To be done:
Without including the pictures, copy out every line below.

Dataset extract:
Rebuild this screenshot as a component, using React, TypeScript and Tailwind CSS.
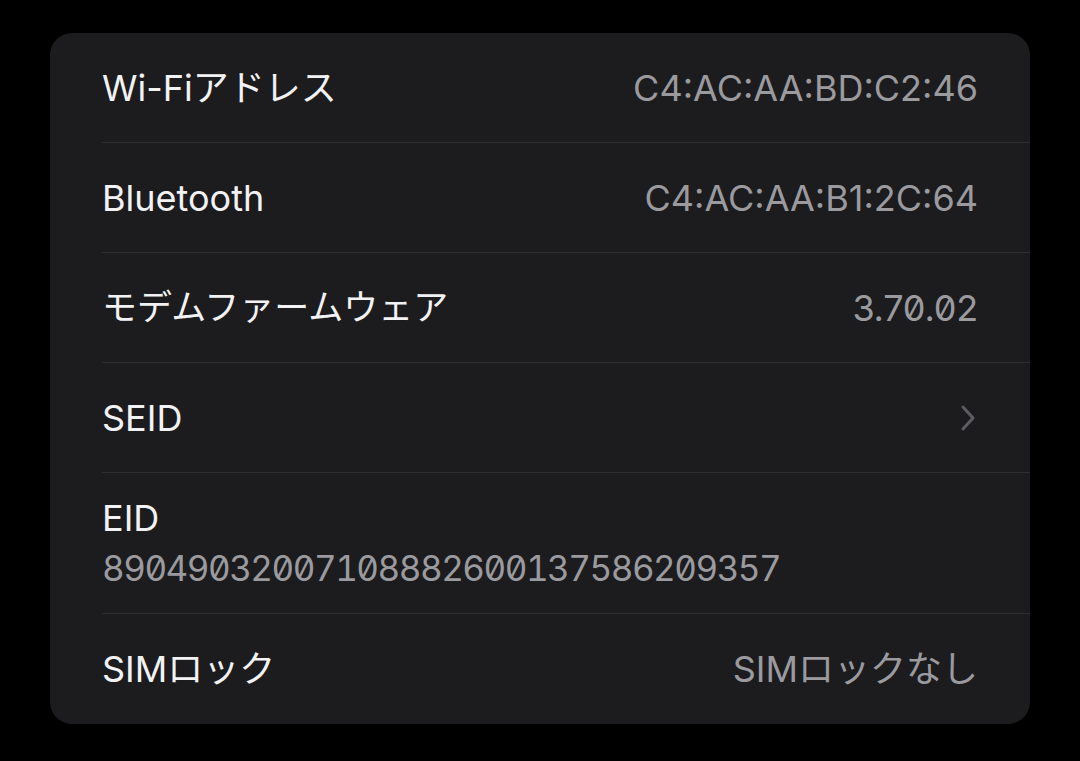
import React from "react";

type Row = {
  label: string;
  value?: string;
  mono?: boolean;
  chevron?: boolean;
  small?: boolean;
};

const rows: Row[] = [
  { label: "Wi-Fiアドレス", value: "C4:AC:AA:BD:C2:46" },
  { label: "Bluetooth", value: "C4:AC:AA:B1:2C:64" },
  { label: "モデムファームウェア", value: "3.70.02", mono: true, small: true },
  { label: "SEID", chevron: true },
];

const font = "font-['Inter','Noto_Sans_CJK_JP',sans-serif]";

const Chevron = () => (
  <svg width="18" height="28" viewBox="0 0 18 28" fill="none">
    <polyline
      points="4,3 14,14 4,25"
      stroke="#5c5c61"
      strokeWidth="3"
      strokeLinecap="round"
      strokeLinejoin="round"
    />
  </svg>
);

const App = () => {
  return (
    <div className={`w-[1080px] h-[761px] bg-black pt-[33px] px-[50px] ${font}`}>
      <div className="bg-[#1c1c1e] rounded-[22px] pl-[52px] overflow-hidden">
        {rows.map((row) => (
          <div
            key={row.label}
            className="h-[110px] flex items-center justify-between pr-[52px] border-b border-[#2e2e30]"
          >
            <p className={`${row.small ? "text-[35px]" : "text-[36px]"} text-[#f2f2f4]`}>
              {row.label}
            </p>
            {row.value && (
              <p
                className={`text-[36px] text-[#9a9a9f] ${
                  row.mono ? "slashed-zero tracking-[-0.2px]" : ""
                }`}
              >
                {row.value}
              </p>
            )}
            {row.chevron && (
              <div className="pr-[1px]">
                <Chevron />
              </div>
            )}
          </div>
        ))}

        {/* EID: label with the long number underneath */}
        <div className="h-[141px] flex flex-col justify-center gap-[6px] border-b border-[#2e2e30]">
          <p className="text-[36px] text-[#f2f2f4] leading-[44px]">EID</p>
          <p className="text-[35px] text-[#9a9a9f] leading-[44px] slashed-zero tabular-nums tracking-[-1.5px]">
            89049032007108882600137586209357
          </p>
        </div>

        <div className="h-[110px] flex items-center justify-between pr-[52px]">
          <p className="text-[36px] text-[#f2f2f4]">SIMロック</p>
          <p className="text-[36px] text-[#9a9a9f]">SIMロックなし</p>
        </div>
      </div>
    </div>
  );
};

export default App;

Task response:
Rebuild this screenshot as a component, using React, TypeScript and Tailwind CSS.
import React from "react";

type Row = {
  label: string;
  value?: string;
  mono?: boolean;
  chevron?: boolean;
  small?: boolean;
};

const rows: Row[] = [
  { label: "Wi-Fiアドレス", value: "C4:AC:AA:BD:C2:46" },
  { label: "Bluetooth", value: "C4:AC:AA:B1:2C:64" },
  { label: "モデムファームウェア", value: "3.70.02", mono: true, small: true },
  { label: "SEID", chevron: true },
];

const font = "font-['Inter','Noto_Sans_CJK_JP',sans-serif]";

const Chevron = () => (
  <svg width="18" height="28" viewBox="0 0 18 28" fill="none">
    <polyline
      points="4,3 14,14 4,25"
      stroke="#5c5c61"
      strokeWidth="3"
      strokeLinecap="round"
      strokeLinejoin="round"
    />
  </svg>
);

const App = () => {
  return (
    <div className={`w-[1080px] h-[761px] bg-black pt-[33px] px-[50px] ${font}`}>
      <div className="bg-[#1c1c1e] rounded-[22px] pl-[52px] overflow-hidden">
        {rows.map((row) => (
          <div
            key={row.label}
            className="h-[110px] flex items-center justify-between pr-[52px] border-b border-[#2e2e30]"
          >
            <p className={`${row.small ? "text-[35px]" : "text-[36px]"} text-[#f2f2f4]`}>
              {row.label}
            </p>
            {row.value && (
              <p
                className={`text-[36px] text-[#9a9a9f] ${
                  row.mono ? "slashed-zero tracking-[-0.2px]" : ""
                }`}
              >
                {row.value}
              </p>
            )}
            {row.chevron && (
              <div className="pr-[1px]">
                <Chevron />
              </div>
            )}
          </div>
        ))}

        {/* EID: label with the long number underneath */}
        <div className="h-[141px] flex flex-col justify-center gap-[6px] border-b border-[#2e2e30]">
          <p className="text-[36px] text-[#f2f2f4] leading-[44px]">EID</p>
          <p className="text-[35px] text-[#9a9a9f] leading-[44px] slashed-zero tabular-nums tracking-[-1.5px]">
            89049032007108882600137586209357
          </p>
        </div>

        <div className="h-[110px] flex items-center justify-between pr-[52px]">
          <p className="text-[36px] text-[#f2f2f4]">SIMロック</p>
          <p className="text-[36px] text-[#9a9a9f]">SIMロックなし</p>
        </div>
      </div>
    </div>
  );
};

export default App;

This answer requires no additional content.